Enjoy The Weekend (ETW) present October 24 > 26, 2025, a full-length album written, recorded, mixed, and mastered in the span of a single weekend. This self-imposed limit is more than a gimmick: it’s a method. By fixing creation to Friday-night blankness and Sunday-night closure, ETW turn time pressure into the condition of the Act—where decisions can’t be deferred and meaning is produced retroactively, in the heat of making.
The concept is pushed further this time: the track order follows the exact sequence of recording, and the lyrics form one continuous chain. The result is a concept album in the strong sense—less a collection of songs than a compact narrative of subjectivation, avoiding the comfort of lyrical world-building and opting for what the Slovenian philosopher Slavoj Žižek calls a passage through fantasy. It unfolds as a coming-of-age story of a girl/young woman with leftist sympathies and an activist drive, moving from anti-authoritarian revolt (Dear Dictator) to economic emancipation (Outta the House), Icarian ambition and its crash (The Fall), and a Žižek-tinged scene of desire and hesitation (Paralyzed). Two instrumentals—Heaven in Disorder and Disparities—borrow titles from Žižek’s work, marking the album’s unsayable remainder.

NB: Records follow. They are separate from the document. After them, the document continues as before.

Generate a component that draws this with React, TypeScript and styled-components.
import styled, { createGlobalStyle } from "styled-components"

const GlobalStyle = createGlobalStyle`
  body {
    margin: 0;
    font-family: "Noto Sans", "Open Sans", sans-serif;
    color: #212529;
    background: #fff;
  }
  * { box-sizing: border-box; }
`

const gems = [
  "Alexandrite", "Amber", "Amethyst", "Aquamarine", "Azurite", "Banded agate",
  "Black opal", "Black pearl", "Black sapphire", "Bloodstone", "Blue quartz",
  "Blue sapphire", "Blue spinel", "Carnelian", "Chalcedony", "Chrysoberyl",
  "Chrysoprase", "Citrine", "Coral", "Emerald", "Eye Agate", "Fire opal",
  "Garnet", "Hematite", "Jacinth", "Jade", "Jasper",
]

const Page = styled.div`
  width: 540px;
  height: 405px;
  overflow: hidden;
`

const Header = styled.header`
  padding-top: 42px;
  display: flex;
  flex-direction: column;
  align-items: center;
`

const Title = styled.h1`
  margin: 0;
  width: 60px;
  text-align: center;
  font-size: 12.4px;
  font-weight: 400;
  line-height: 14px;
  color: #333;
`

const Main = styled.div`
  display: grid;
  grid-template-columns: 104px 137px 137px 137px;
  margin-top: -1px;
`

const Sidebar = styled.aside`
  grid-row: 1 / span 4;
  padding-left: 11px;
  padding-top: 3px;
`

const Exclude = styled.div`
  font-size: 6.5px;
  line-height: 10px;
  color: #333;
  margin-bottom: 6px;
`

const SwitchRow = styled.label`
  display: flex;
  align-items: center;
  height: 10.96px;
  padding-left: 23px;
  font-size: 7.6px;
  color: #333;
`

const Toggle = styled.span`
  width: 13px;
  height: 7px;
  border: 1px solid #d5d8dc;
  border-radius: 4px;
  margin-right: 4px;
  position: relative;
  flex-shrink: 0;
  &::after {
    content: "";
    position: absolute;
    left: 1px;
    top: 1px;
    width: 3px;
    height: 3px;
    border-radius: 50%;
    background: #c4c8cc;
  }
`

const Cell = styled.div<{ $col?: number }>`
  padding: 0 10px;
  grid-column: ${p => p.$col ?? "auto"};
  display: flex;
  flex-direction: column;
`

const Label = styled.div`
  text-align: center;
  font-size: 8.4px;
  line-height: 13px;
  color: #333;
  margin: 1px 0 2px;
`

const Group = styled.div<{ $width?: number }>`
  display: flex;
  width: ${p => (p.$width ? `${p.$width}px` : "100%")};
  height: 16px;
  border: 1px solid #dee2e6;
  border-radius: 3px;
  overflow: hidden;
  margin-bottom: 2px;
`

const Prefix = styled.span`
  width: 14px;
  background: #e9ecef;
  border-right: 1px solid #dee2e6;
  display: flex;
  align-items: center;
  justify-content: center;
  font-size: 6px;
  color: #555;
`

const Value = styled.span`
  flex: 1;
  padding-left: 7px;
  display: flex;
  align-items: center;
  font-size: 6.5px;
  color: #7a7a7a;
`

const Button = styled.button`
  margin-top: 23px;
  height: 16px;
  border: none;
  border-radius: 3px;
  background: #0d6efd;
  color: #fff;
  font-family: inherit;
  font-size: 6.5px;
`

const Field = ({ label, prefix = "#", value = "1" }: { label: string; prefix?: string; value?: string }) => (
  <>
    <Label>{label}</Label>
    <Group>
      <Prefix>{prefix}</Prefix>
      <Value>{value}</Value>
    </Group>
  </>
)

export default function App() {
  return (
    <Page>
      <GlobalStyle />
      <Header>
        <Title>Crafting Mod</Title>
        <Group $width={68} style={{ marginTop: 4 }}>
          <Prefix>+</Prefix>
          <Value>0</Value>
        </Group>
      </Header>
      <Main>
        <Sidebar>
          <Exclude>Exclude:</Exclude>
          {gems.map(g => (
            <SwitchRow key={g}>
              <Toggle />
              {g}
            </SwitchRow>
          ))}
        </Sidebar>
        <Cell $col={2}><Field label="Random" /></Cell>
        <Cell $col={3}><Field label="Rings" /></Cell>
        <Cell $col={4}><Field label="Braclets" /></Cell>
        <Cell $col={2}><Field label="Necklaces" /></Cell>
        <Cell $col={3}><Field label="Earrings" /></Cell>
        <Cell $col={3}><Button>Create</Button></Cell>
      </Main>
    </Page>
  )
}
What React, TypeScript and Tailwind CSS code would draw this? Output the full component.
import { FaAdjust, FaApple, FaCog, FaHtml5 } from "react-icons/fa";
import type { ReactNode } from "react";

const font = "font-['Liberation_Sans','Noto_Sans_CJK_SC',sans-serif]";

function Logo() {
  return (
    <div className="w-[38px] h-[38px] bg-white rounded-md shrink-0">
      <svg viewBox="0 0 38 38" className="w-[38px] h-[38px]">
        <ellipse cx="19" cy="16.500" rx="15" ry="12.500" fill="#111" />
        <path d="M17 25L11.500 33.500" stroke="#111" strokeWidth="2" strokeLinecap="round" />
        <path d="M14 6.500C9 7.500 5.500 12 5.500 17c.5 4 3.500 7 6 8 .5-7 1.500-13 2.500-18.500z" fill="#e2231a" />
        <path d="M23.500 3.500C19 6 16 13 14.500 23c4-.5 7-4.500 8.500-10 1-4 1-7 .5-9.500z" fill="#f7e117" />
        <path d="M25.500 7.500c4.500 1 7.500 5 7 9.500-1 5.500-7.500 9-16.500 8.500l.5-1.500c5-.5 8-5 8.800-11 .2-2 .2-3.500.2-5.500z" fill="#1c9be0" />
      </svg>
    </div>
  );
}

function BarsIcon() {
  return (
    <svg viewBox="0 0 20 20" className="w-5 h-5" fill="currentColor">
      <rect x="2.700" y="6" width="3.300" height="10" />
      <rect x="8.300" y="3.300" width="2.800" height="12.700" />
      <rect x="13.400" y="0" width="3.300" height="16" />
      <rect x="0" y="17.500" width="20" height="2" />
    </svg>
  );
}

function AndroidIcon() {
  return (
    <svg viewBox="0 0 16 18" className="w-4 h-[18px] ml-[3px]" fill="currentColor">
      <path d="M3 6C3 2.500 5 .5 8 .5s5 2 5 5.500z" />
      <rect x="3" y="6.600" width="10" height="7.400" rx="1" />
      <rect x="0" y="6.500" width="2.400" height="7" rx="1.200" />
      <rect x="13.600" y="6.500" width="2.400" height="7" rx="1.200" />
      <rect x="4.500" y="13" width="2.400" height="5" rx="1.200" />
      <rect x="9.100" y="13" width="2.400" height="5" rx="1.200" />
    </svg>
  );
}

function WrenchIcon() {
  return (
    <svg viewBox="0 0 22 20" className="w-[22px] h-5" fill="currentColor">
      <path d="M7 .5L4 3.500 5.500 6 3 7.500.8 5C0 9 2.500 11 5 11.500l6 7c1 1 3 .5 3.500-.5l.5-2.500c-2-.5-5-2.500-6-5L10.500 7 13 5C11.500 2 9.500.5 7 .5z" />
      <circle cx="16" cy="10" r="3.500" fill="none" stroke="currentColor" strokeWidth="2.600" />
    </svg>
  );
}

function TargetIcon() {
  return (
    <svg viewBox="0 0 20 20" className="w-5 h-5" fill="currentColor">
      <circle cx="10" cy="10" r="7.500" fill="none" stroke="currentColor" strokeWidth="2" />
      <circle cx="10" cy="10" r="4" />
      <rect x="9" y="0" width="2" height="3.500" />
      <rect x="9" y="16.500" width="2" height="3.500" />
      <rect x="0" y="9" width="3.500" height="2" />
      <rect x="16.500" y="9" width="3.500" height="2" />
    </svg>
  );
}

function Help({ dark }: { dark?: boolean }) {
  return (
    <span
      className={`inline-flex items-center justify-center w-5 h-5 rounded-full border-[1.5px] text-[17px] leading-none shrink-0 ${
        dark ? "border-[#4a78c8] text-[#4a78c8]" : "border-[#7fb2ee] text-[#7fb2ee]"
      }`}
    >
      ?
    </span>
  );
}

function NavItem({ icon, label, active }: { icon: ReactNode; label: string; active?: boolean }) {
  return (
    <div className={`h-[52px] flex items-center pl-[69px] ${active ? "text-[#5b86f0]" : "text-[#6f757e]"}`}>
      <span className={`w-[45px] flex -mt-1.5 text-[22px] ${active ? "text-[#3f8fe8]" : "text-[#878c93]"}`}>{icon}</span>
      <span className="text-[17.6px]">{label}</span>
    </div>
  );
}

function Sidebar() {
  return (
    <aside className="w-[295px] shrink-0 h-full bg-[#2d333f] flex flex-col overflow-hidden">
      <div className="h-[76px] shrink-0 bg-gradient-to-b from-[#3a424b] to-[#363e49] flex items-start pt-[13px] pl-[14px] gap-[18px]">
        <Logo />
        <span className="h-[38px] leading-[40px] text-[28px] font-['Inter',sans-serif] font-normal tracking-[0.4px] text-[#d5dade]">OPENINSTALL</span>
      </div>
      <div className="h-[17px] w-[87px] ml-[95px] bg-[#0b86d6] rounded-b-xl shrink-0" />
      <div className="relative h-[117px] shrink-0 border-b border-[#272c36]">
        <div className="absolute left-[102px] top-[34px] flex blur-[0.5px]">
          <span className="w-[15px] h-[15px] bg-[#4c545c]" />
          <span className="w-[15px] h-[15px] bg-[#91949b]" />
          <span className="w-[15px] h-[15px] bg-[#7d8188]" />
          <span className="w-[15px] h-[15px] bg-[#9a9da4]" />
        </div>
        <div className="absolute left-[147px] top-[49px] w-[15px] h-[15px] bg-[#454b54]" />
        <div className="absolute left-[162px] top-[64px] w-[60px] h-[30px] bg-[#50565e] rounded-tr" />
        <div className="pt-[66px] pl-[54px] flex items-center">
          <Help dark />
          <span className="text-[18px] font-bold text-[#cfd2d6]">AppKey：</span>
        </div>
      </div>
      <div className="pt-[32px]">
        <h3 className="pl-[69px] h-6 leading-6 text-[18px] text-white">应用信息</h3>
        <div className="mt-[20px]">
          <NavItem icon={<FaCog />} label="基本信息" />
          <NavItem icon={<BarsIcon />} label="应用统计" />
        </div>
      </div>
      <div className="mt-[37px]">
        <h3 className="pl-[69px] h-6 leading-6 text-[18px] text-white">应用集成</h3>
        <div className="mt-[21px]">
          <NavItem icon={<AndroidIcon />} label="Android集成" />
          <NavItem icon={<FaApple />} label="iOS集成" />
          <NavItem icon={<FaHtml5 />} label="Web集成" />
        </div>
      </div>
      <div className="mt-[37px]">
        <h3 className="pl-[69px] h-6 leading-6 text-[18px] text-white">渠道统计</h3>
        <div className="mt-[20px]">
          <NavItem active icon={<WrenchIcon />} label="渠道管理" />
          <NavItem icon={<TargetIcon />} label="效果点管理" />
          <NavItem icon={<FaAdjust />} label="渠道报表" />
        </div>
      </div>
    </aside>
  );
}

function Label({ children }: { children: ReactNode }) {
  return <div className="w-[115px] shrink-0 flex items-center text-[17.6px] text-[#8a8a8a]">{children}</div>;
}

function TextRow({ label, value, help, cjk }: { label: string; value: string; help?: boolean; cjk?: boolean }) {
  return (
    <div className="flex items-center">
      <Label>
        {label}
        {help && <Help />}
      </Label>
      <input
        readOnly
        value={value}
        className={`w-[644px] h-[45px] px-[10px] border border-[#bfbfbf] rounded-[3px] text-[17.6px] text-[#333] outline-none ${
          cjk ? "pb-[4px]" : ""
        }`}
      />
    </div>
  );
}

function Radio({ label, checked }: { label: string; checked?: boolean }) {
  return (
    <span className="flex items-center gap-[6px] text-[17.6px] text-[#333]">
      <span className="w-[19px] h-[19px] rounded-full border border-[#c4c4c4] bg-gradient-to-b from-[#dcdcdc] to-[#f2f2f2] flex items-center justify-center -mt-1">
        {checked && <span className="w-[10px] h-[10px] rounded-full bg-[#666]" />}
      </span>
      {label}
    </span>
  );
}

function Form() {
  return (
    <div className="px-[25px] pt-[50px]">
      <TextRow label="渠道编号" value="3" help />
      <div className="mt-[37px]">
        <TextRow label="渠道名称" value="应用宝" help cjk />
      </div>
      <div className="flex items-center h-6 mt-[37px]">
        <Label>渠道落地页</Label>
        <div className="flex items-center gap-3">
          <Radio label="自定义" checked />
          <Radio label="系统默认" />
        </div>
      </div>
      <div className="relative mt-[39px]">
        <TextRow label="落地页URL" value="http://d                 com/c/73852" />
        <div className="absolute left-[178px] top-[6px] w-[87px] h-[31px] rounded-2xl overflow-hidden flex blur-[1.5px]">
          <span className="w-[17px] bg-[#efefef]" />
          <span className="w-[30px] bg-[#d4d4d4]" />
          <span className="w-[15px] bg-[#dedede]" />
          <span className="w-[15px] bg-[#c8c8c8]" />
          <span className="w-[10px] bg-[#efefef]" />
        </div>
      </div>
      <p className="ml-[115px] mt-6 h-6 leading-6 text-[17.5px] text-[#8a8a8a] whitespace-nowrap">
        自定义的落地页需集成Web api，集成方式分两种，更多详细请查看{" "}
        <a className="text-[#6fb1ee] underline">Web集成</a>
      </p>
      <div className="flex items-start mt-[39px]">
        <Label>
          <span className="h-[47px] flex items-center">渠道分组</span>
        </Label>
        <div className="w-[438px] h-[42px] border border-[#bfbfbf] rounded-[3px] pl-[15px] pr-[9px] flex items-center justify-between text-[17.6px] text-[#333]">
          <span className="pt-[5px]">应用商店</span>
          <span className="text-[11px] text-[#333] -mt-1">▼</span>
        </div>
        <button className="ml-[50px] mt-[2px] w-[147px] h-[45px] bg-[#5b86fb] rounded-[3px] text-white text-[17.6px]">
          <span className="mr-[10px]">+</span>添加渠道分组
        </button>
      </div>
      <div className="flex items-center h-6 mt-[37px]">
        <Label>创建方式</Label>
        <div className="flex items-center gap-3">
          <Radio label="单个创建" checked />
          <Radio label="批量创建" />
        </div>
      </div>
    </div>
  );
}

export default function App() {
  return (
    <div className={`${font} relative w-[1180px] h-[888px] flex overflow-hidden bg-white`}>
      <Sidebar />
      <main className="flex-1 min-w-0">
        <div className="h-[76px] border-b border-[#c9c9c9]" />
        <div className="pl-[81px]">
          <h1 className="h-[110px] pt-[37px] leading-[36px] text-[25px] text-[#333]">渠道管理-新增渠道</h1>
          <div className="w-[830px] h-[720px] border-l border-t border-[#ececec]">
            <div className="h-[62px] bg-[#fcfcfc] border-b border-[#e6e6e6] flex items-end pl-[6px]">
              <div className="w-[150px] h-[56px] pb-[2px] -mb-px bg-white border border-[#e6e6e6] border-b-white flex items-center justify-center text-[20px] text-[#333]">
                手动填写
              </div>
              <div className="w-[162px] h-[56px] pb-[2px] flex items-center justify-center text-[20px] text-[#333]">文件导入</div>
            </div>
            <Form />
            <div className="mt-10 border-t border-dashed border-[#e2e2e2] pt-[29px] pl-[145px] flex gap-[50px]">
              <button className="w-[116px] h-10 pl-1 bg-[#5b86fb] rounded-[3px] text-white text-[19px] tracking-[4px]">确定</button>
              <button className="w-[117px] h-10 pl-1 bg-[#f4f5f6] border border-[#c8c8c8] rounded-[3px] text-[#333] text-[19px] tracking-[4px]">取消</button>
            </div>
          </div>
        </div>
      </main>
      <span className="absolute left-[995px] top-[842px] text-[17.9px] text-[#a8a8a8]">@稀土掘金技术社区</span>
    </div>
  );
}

On side B, activist idealism meets the libidinal traps of certainty (Good Times, Post-politics), before pleasure re-enters as political question via Girls Just Want To Have Fun. The closing Shaky Ground lands on a quiet recognition: there is no escape from antagonism by changing scenery—yet accepting that fracture is the first step toward adulthood.
October 24 > 26, 2025 is ETW’s most integrated weekend experiment yet: a three-day relay between pop and theory, where urgency makes the Real audible.